The rain poured for 10 hours during our first night in the Mulu park. The next morning revealed the resulting floods.

The river that's normally 2 meters below the embankment rose 3 meters and flooded the entire region. This is looking from the Park Headquarters across the suspension bridge to the restaurant that doubles as the local hang-out.
A huge volume of soil and trees was washed away overnight. This tree with apple-sized inedible fruit growing from its trunk was spared.

That morning, we traveled by boat to nearby caves.

Mulu has the largest limestone cave system in the world. Of the numerous caves in Mulu, only 4 are open to the public. This is Wind Cave. Notice the rough stalagmite surface untouched by curious human hands. The caves are preserved remarkably well and worth of visit.

The afternoon held an 8 km walk along a flooded path through the jungle to Camp 5, our departure point to reach the limestone Pinnacles we came to see in Mulu. Because of the heightened water, some sections of the path became a walk through the river with water reaching knee level. We discovered that trekking though the foliage to avoid deep mud and water gave leeches the opportunity to slime onto a new blood providing host (us!).

Camp 5 where we spent 2 nights in an open shelter. The flowing river became our wash room. We bathed while breathing fresh air and gazing at the beautiful mountains; the ultimate way to relax and forget about civilization.
The distance from Camp 5 to the Pinnacle lookout is a short 2.4 km, but it's the most difficult short hike we've ever done. The terrain is steep, wet, and slippery. Up was strenuous. Down was torture.
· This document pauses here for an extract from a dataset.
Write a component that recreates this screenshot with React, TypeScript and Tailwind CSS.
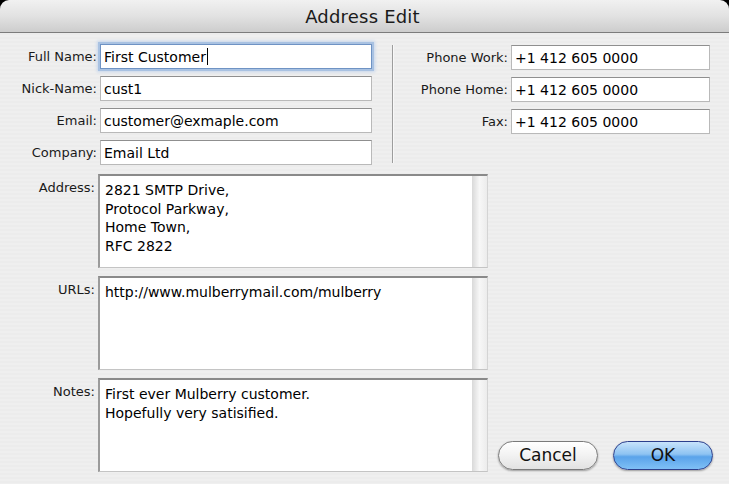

After slipping on tree roots and wet rocks for hours, our feet felt little different than having been hit repeatedly with a stick.
The Pinnacles!

We made it to the pinnacle lookout. The short 2.4 km up took a full 3 hours.

The pinnacles are formed from the erosion of a solid block of limestone that gradually dissolves from the constant splatter of raindrops.

After our second night at Camp 5, we returned to Park Headquarters. The river had dropped to normal levels leaving fallen trees and boats on high ground. The following day, we went bug watching and visited two more caves.

Deer Cave has an interesting formation resembling the profile of Abraham Lincoln. More notably, Deer Cave has the largest cave passage in the world. It's 2 km long and 174 meters high. The inside of the cave is putrid with bat droppings from the 2 million bats hanging from the ceiling.
Lang Cave is next to Deer Cave, and like the other accessible caves, it's well preserved from tourist damage.

Prices:

Through Borneo Adventure: RM 800 / person including round trip air fare between Miri and Mulu, 4 day guide, 3 nights lodging, boat transport, park fees, cave fees, all meals. There are additional costs for drinks (RM 2 / canned drink and RM 6 / 1.5 liter of bottled water) and camera permit (RM 5) or video permit  (RM 10).

On your own:
Air fare between Miri and Mulu: RM 74 one way.
Park permit: free
Park entrance fee: RM 3 / adult and RM 1 / child
Wind and Clearwater Cave fee: RM 18 for a group of 1-5 people
Deer and Lang Cave fee: RM 18 for a group of 1-5 people
Walk through Deer Cave: RM 18 for a group of 1-5 people
Pinnacle hike permit: RM 110 for a group of 1-5 people
Park Headquarters Hostel bed: RM 8 per night
Park Headquarters double room: RM 63 per night
Camp 3, 4, and 5: RM 8 per night
Hired guide: RM 6 per hour for a group of 1-5 people
Boat transport from Park Headquarters to the trail leading towards the pinnacles: RM 350 round trip for 1-4 people

The advantage of arranging everything on your own: it's cheaper.
Disadvantage of being on your own: carry your own food, inability to use camp cooking facilities, camp shelter sleeping cushions are reserved for travelers who booked through a tour company.